According to the specific statute, justification for use of deadly physical force is "when and to the degree a reasonable person would believe that deadly physical force is immediately necessary to protect himself against the other's use or attempted use of unlawful deadly physical force."
The statutes dictate that physical force, lethal or non-lethal, is not justifiable in response to a verbal provocation alone or if the aggressor clearly communicates his intent to withdraw from the encounter.
The grand jury will look at the available evidence and decide whether Fish was reasonable in his belief that he was in imminent danger of serious injury or death at the time he fired his gun, Feagan said. If they see enough evidence to convince them it was self-defense, Fish won't be charged and the criminal case will be closed. If they feel there is insufficient evidence to justify self-defense, they could indict Fish on a manslaughter, or possibly, a murder charge.
"They will base their decision on the totality of the circumstances," Feagan said.
"All the elements put together."
Who was Grant Kuenzli?
Not much is known about Kuenzli, but, according to those he worked with at the humane society, he was a kind-hearted man whose home was his car and a campsite. He was a former firefighter on disability who loved animals and was incapable of the violence he is accused of.
"We know that Grant was a retired, disabled fireman and that he did have some post-traumatic stress, but we don't believe that he attacked this man," shelter board member Lisa Boyle said. "We don't want him to be known as some anonymous transient who attacked a helpless hiker."
"My understanding of Grant's situation was that he had retired from firefighting due to a disability," humane society volunteer, Mary Williams, said. "He lived in an apartment in Phoenix and decided to put everything in storage and spend some time enjoying the freedom of camping. He was a dedicated volunteer at the humane society."
"Grant was a gentleman," humane society staff member, Kim Garza, said. "I never saw a mean bone in his body."
Of the three dogs at the scene, Maggie, a golden retriever mix, was Kuenzli's dog. The other two, Hank, a chow-mix and Sheba, a shepherd mix, lived at the humane society. Kuenzli was working with them to make them more adoptable, according to humane society and Paws in the Park volunteer Cindy Bartholomew.

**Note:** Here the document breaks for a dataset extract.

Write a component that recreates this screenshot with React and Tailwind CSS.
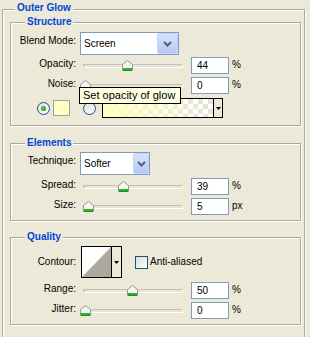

"He would take them with him on overnights at his campsite and he would try to socialize them," Bartholomew said. "Grant was a really super guy and we can't believe that anyone would think of him as threatening."
"I had an argument with Grant once, but even then, he never used swear words or in any way threatened me," shelter staff member Falicia D'Addabbo said. "I could never picture him attacking someone."
"For me, it was incomprehensible to hear that Grant and the dogs would attack another hiker," shelter volunteer Diane Brown said.
"We knew he lived out of his car," Jan Hanna said. "It would be easy to paint him as an attacker, but this is not the man we knew. He was a very kind-hearted man. It's a dead man's word against another man."
But it's more than one man's word, according to Feagan.
"My investigation will show it was self-defense," Feagan said."We have put a ton of work into this. We have had to put this puzzle together with every piece that we can find so the grand jury and the public will have a picture of what happened."
Until the case is closed, Feagan said he is prohibited from releasing any information that could jeopardize the integrity of the investigation and the impending grand jury proceedings.
"People said (serial killer) Ted Bundy was a gentle man," Workman said. "People have the right to defend themselves and Arizona law allows you to do that even if the other person is not armed."
"We just want to know what happened," Hanna said. "Grant can't tell us and the dogs can't."
The fate of the dogs
Kuenzli's friends at the humane society say they are deeply concerned about the fate of the three dogs currently in the custody of Coconino County Animal Control. They fear the hiker's allegation that they were aggressive could mean a death sentence -- that Maggie, Hank and Sheba will be euthanized.
Feagan said he doesn't know what will happen to the dogs.
"It will be at the discretion of the courts because they are prospective evidentiary items -- they are a part of the scene," Feagan said. "Once the issue is adjudicated, the judge overseeing the case will make a determination."
"There is nothing we can do for Grant, but we can save his dog," Bartholomew said. "His dog, Maggie -- she is such a sweet dog and I can't even believe they are thinking about putting these dogs down."
"We are very concerned about Maggie and the other two shelter dogs that were with him," Boyle said. "Maggie was one of the neatest dogs on earth."
"Grant loved Maggie so much," Brown said. "He had a magnetic sign with her picture and name on the side of the car."
"Maggie was wonderful," Barbara Brenke said, "Hank was a beautiful dog and very friendly with people. I never saw any aggression towards people. Sheba was a scared little girl. --very shy and Grant was trying to socialize her."
"Sheba was really sweet," D'Addabbo said. "She probably weighed 30 pounds. She was really shy, but never aggressive -- she never showed her teeth or anything."
"None of the dogs were aggressive," Williams said. "I know Hank didn't like male dogs, but the two females got along with everyone. It's my understanding that we are not allowed to keep animals that show aggressive tendencies."
Gila County Sheriff's Detectives George Ratliff and Brian Havey had an encounter with Hank.
"We went to talk to a Pine resident and Hank was sitting in a chair in front of the house," Havey said. "He was fine until we knocked on the door -- then he just went for (Ratliff). He almost had to shoot the dog, but the owner came out and pulled the dog away."
Havey said Hank was picked up twice by the county animal control officer. The owner did not get the dog back after the second time, so Hank remained at the humane society.
"They shouldn't take it out on the dogs," Bartholomew said. "They should be returned to our humane society and given an opportunity to have a normal life."